Politicians from both Protestant and Catholic communities are trying hard to prevent further violence and to find those responsible for the data breach but that is not enough. The British government needs to get a grip. Yet many politicians in England think there are few votes for them spending energy on Northern Ireland.

The British government needs to get a grip

Mr Johnson as prime minister was particularly cavalier. Unionist politicians who passionately want to be part of the UK spoke of Mr Johnson as an “English nationalist”, who only thought about England (where most of his voters live) and had little interest in Northern Ireland, Scotland or Wales.

In the autumn, I’m heading to Belfast, a city I love. Friends there often reflect on how British government carelessness is an unwelcome tradition. Nature proverbially abhors a vacuum and the political vacuum at Stormont is loved only by those disruptive dissident terrorists.

UK Prime Minister Rishi Sunak doesn’t even seem to have Northern Ireland on his political "to do" list. Yet this is a moment which demands leadership, and Mr Sunak should lean hard on unionist politicians to push them to return to some kind of Northern Ireland government. He also must provide whatever resources are necessary to ensure that police officers and their families can feel safe in their homes at night and even be moved elsewhere if necessary.

But Mr Sunak’s Conservative Party is beset by other problems and internal divisions.
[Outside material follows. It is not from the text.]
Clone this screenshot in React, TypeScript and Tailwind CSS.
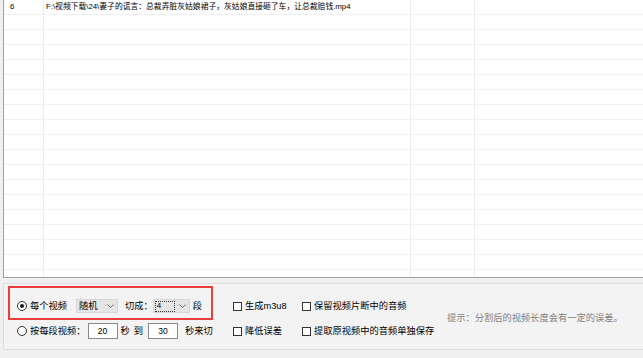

For months it has trailed way behind the opposition Labour Party in popularity with a general election thought likely in autumn 2024.

Mr Sunak is confronted with economic difficulties, failing infrastructure, migrant boats, the Brexit mess, industrial disputes, profound dissatisfaction with the National Health Service and a long list of other gripes and grievances.

But instead of the Sunak legacy being that of a caretaker prime minister achieving very little and perhaps losing badly – as the polls seem to predict – in 2024, he could use his energy and influence towards ensuring peace and tranquility for British citizens in Northern Ireland who, (rightly), often feel they are ignored. The alternative – endless political stalemate coupled with a return to violence and instability – is too grim to contemplate.